Generative Modeling of Entangled Polymers with a Distance-Based Variational Autoencoder
Pietro Chiarantoni, Oscar Serra, Mohammad Erfan Mowlaei, Venkata Surya Kumar Choutipalli, Mark DelloStritto, Xinghua Shi, Micheal L. Klein, Vincenzo Carnevale
TL;DR
Generating dense polymer globule configurations via molecular dynamics is computationally intensive, especially in melts. The authors train a distance-matrix variational autoencoder with a Conv-Transformer encoder and a Gaussian mixture latent prior, then generate new configurations by decoding latent samples and embedding with multidimensional scaling followed by short SDK MD relaxation. Reconstructions reproduce key observables such as the radial distribution function and topological measures, while generated samples can be physically viable and novel, albeit with a broader energy distribution that requires filtering.

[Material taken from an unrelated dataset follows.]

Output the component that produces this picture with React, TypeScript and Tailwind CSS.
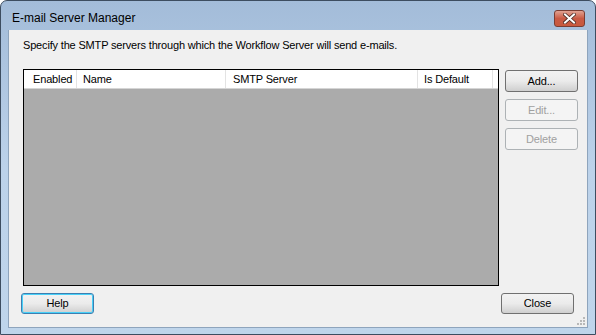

Overall, the framework offers a scalable approach to embed, sample, and generate dense polymer configurations, with potential extensions to coordinate-based and atomistic simulations for broader applicability.
Abstract
We present a variational autoencoder framework for learning and generating configurations of structured polymer globules from distance matrices. We used coarse-grained molecular dynamics to sample polyethylene structures, which we used as the training set for our deep learning model. By combining convolution and attention layers, the model encodes the structural patterns of distance matrices into an organized and roto-translationally invariant latent space of lower dimensionality. The generative capability of the variational autoencoder, coupled with a post-processing pipeline based on multidimensional scaling and short molecular dynamics, enables the recovery of physically meaningful configurations. The reconstructed and generated samples reproduce key observables, including energy, size, and entanglement, despite minor discrepancies in the raw decoder output.